SOURCE MATERIAL:
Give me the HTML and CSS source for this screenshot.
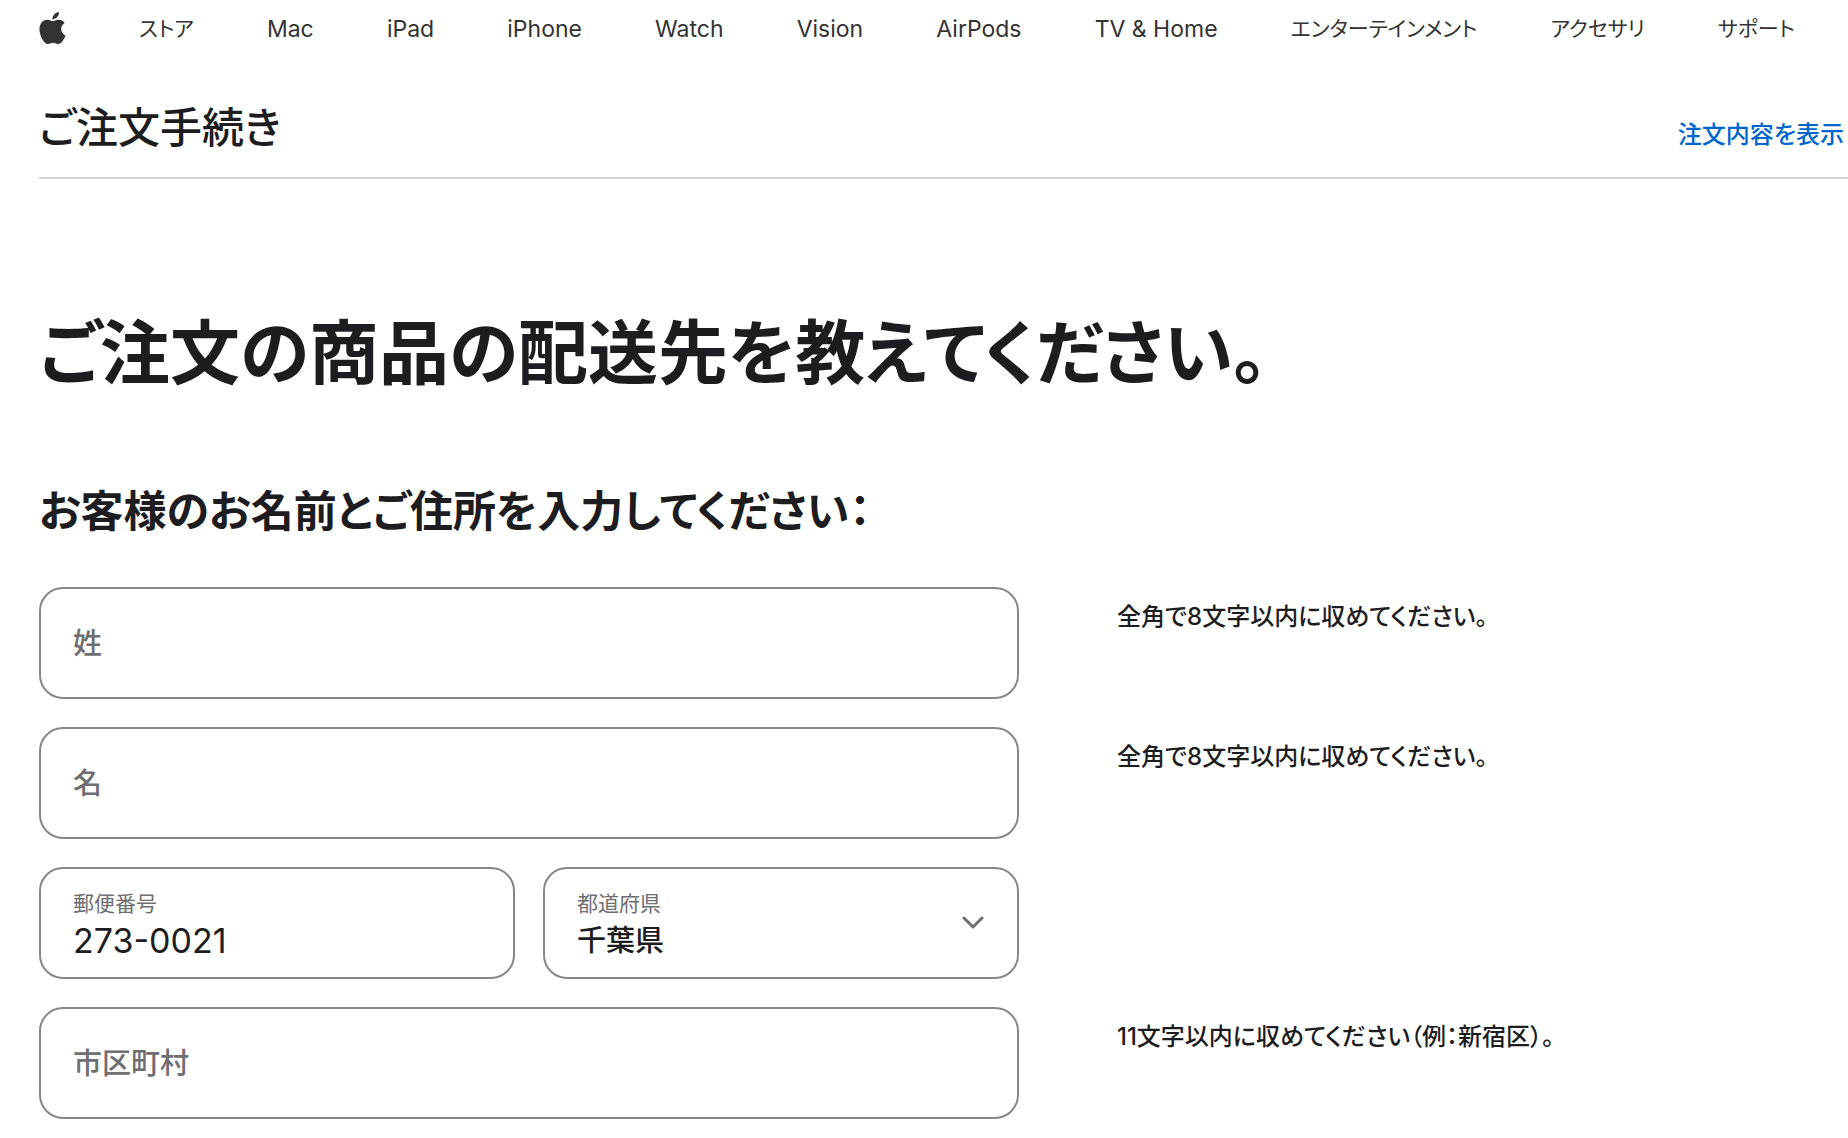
FILE: index.html
```html
<!DOCTYPE html>
<html lang="ja">
<head>
  <meta charset="UTF-8">
  <meta name="viewport" content="width=device-width, initial-scale=1">
  <title>ご注文手続き</title>
  <link rel="stylesheet" href="styles.css">
</head>
<body>
  <nav class="globalnav" aria-label="グローバル">
    <a class="logo" href="#" aria-label="Apple">
      <svg viewBox="2 0 20 24" width="27" height="32" aria-hidden="true">
        <path d="M12.152 6.896c-.948 0-2.415-1.078-3.96-1.04-2.04.027-3.91 1.183-4.961 3.014-2.117 3.675-.546 9.103 1.519 12.09 1.013 1.454 2.208 3.09 3.792 3.039 1.52-.065 2.09-.987 3.935-.987 1.831 0 2.35.987 3.96.948 1.637-.026 2.676-1.48 3.676-2.948 1.156-1.688 1.636-3.325 1.662-3.415-.039-.013-3.182-1.221-3.22-4.857-.026-3.04 2.48-4.494 2.597-4.559-1.429-2.09-3.623-2.324-4.39-2.376-2-.156-3.675 1.09-4.61 1.09zM15.53 3.83c.843-1.012 1.4-2.427 1.245-3.83-1.207.052-2.662.805-3.532 1.818-.78.896-1.454 2.338-1.273 3.714 1.338.104 2.715-.688 3.559-1.701"/>
      </svg>
    </a>
    <a class="kana" href="#">ストア</a>
    <a href="#">Mac</a>
    <a href="#">iPad</a>
    <a href="#">iPhone</a>
    <a href="#">Watch</a>
    <a href="#">Vision</a>
    <a href="#">AirPods</a>
    <a href="#">TV &amp; Home</a>
    <a class="kana" href="#">エンターテインメント</a>
    <a class="kana" href="#">アクセサリ</a>
    <a class="kana" href="#">サポート</a>
  </nav>

  <div class="page">
    <header class="localnav">
      <div class="localnav-title">ご注文手続き</div>
      <a class="summary-link" href="#">注文内容を表示</a>
    </header>

    <main>
      <h1>ご注文の商品の配送先を教えてください。</h1>
      <h2>お客様のお名前とご住所を入力してください：</h2>

      <form class="address-form">
        <div class="form-row">
          <div class="field">
            <input type="text" id="lastName">
            <label for="lastName">姓</label>
          </div>
          <p class="hint">全角で8文字以内に収めてください。</p>
        </div>

        <div class="form-row">
          <div class="field">
            <input type="text" id="firstName">
            <label for="firstName">名</label>
          </div>
          <p class="hint">全角で8文字以内に収めてください。</p>
        </div>

        <div class="form-row">
          <div class="field-pair">
            <div class="field filled">
              <input type="text" id="postalCode" value="273-0021">
              <label for="postalCode">郵便番号</label>
            </div>
            <div class="field filled">
              <select id="state">
                <option>東京都</option>
                <option selected>千葉県</option>
                <option>神奈川県</option>
              </select>
              <label for="state">都道府県</label>
              <svg class="chevron" viewBox="0 0 22 14" width="22" height="14" aria-hidden="true">
                <path d="M2 2l9 9 9-9"/>
              </svg>
            </div>
          </div>
        </div>

        <div class="form-row">
          <div class="field">
            <input type="text" id="city">
            <label for="city">市区町村</label>
          </div>
          <p class="hint">11文字以内に収めてください（例：新宿区）。</p>
        </div>
      </form>
    </main>
  </div>
</body>
</html>
```
FILE: styles.css
```css
* {
  box-sizing: border-box;
}

body {
  margin: 0;
  font-family: Inter, "Noto Sans CJK JP", sans-serif;
  font-feature-settings: "palt";
  color: #1d1d1f;
  background-color: #fff;
}

a {
  text-decoration: none;
}

.globalnav {
  display: flex;
  justify-content: space-between;
  align-items: center;
  height: 58px;
  padding: 0 53px 0 39px;
}

.globalnav a {
  color: #333;
  font-size: 23px;
  line-height: 32px;
  white-space: nowrap;
}

.globalnav .kana {
  font-size: 21px;
}

.globalnav .logo {
  height: 34px;
}

.logo svg {
  display: block;
  fill: #333;
}

.page {
  padding-left: 39px;
}

.localnav {
  display: flex;
  justify-content: space-between;
  align-items: baseline;
  height: 121px;
  padding: 40px 4px 0 0;
  border-bottom: 2px solid #d2d2d7;
}

.localnav-title {
  font-size: 42px;
  font-weight: 500;
  line-height: 60px;
}

.summary-link {
  color: #06c;
  font-size: 24px;
  font-weight: 500;
}

h1 {
  margin: 125px 0 0;
  font-size: 70px;
  line-height: 100px;
}

h2 {
  margin: 77px 0 46px;
  font-size: 43px;
  line-height: 60px;
}

.form-row {
  display: grid;
  grid-template-columns: 63fr 47fr;
  gap: 98px;
  margin-bottom: 28px;
}

.field-pair {
  display: grid;
  grid-template-columns: 1fr 1fr;
  gap: 28px;
}

.field {
  position: relative;
}

.field input,
.field select {
  display: block;
  width: 100%;
  height: 112px;
  margin: 0;
  padding: 34px 32px 0;
  border: 2px solid #86868b;
  border-radius: 24px;
  background-color: #fff;
  color: #1d1d1f;
  font-family: inherit;
  font-size: 34px;
  appearance: none;
}

.field select {
  font-size: 29px;
  font-weight: 500;
}

/* floating label, sits over the control */
.field label {
  position: absolute;
  top: 35px;
  left: 34px;
  color: #6e6e73;
  font-size: 29px;
  font-weight: 500;
  line-height: 44px;
  pointer-events: none;
}

.field.filled label {
  top: 21px;
  font-size: 21px;
  font-weight: 400;
  line-height: 32px;
}

.chevron {
  position: absolute;
  top: 49px;
  right: 35px;
  fill: none;
  stroke: #6e6e73;
  stroke-width: 3;
  stroke-linecap: round;
  stroke-linejoin: round;
  pointer-events: none;
}

.hint {
  margin: 13px 0 0;
  font-size: 24px;
  font-weight: 500;
  line-height: 34px;
}
```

GOAL: Repeat the data above exactly, but not the pictures.

WRITTEN ANSWER:
Give me the HTML and CSS source for this screenshot.
FILE: index.html
```html
<!DOCTYPE html>
<html lang="ja">
<head>
  <meta charset="UTF-8">
  <meta name="viewport" content="width=device-width, initial-scale=1">
  <title>ご注文手続き</title>
  <link rel="stylesheet" href="styles.css">
</head>
<body>
  <nav class="globalnav" aria-label="グローバル">
    <a class="logo" href="#" aria-label="Apple">
      <svg viewBox="2 0 20 24" width="27" height="32" aria-hidden="true">
        <path d="M12.152 6.896c-.948 0-2.415-1.078-3.96-1.04-2.04.027-3.91 1.183-4.961 3.014-2.117 3.675-.546 9.103 1.519 12.09 1.013 1.454 2.208 3.09 3.792 3.039 1.52-.065 2.09-.987 3.935-.987 1.831 0 2.35.987 3.96.948 1.637-.026 2.676-1.48 3.676-2.948 1.156-1.688 1.636-3.325 1.662-3.415-.039-.013-3.182-1.221-3.22-4.857-.026-3.04 2.48-4.494 2.597-4.559-1.429-2.09-3.623-2.324-4.39-2.376-2-.156-3.675 1.09-4.61 1.09zM15.53 3.83c.843-1.012 1.4-2.427 1.245-3.83-1.207.052-2.662.805-3.532 1.818-.78.896-1.454 2.338-1.273 3.714 1.338.104 2.715-.688 3.559-1.701"/>
      </svg>
    </a>
    <a class="kana" href="#">ストア</a>
    <a href="#">Mac</a>
    <a href="#">iPad</a>
    <a href="#">iPhone</a>
    <a href="#">Watch</a>
    <a href="#">Vision</a>
    <a href="#">AirPods</a>
    <a href="#">TV &amp; Home</a>
    <a class="kana" href="#">エンターテインメント</a>
    <a class="kana" href="#">アクセサリ</a>
    <a class="kana" href="#">サポート</a>
  </nav>

  <div class="page">
    <header class="localnav">
      <div class="localnav-title">ご注文手続き</div>
      <a class="summary-link" href="#">注文内容を表示</a>
    </header>

    <main>
      <h1>ご注文の商品の配送先を教えてください。</h1>
      <h2>お客様のお名前とご住所を入力してください：</h2>

      <form class="address-form">
        <div class="form-row">
          <div class="field">
            <input type="text" id="lastName">
            <label for="lastName">姓</label>
          </div>
          <p class="hint">全角で8文字以内に収めてください。</p>
        </div>

        <div class="form-row">
          <div class="field">
            <input type="text" id="firstName">
            <label for="firstName">名</label>
          </div>
          <p class="hint">全角で8文字以内に収めてください。</p>
        </div>

        <div class="form-row">
          <div class="field-pair">
            <div class="field filled">
              <input type="text" id="postalCode" value="273-0021">
              <label for="postalCode">郵便番号</label>
            </div>
            <div class="field filled">
              <select id="state">
                <option>東京都</option>
                <option selected>千葉県</option>
                <option>神奈川県</option>
              </select>
              <label for="state">都道府県</label>
              <svg class="chevron" viewBox="0 0 22 14" width="22" height="14" aria-hidden="true">
                <path d="M2 2l9 9 9-9"/>
              </svg>
            </div>
          </div>
        </div>

        <div class="form-row">
          <div class="field">
            <input type="text" id="city">
            <label for="city">市区町村</label>
          </div>
          <p class="hint">11文字以内に収めてください（例：新宿区）。</p>
        </div>
      </form>
    </main>
  </div>
</body>
</html>
```
FILE: styles.css
```css
* {
  box-sizing: border-box;
}

body {
  margin: 0;
  font-family: Inter, "Noto Sans CJK JP", sans-serif;
  font-feature-settings: "palt";
  color: #1d1d1f;
  background-color: #fff;
}

a {
  text-decoration: none;
}

.globalnav {
  display: flex;
  justify-content: space-between;
  align-items: center;
  height: 58px;
  padding: 0 53px 0 39px;
}

.globalnav a {
  color: #333;
  font-size: 23px;
  line-height: 32px;
  white-space: nowrap;
}

.globalnav .kana {
  font-size: 21px;
}

.globalnav .logo {
  height: 34px;
}

.logo svg {
  display: block;
  fill: #333;
}

.page {
  padding-left: 39px;
}

.localnav {
  display: flex;
  justify-content: space-between;
  align-items: baseline;
  height: 121px;
  padding: 40px 4px 0 0;
  border-bottom: 2px solid #d2d2d7;
}

.localnav-title {
  font-size: 42px;
  font-weight: 500;
  line-height: 60px;
}

.summary-link {
  color: #06c;
  font-size: 24px;
  font-weight: 500;
}

h1 {
  margin: 125px 0 0;
  font-size: 70px;
  line-height: 100px;
}

h2 {
  margin: 77px 0 46px;
  font-size: 43px;
  line-height: 60px;
}

.form-row {
  display: grid;
  grid-template-columns: 63fr 47fr;
  gap: 98px;
  margin-bottom: 28px;
}

.field-pair {
  display: grid;
  grid-template-columns: 1fr 1fr;
  gap: 28px;
}

.field {
  position: relative;
}

.field input,
.field select {
  display: block;
  width: 100%;
  height: 112px;
  margin: 0;
  padding: 34px 32px 0;
  border: 2px solid #86868b;
  border-radius: 24px;
  background-color: #fff;
  color: #1d1d1f;
  font-family: inherit;
  font-size: 34px;
  appearance: none;
}

.field select {
  font-size: 29px;
  font-weight: 500;
}

/* floating label, sits over the control */
.field label {
  position: absolute;
  top: 35px;
  left: 34px;
  color: #6e6e73;
  font-size: 29px;
  font-weight: 500;
  line-height: 44px;
  pointer-events: none;
}

.field.filled label {
  top: 21px;
  font-size: 21px;
  font-weight: 400;
  line-height: 32px;
}

.chevron {
  position: absolute;
  top: 49px;
  right: 35px;
  fill: none;
  stroke: #6e6e73;
  stroke-width: 3;
  stroke-linecap: round;
  stroke-linejoin: round;
  pointer-events: none;
}

.hint {
  margin: 13px 0 0;
  font-size: 24px;
  font-weight: 500;
  line-height: 34px;
}
```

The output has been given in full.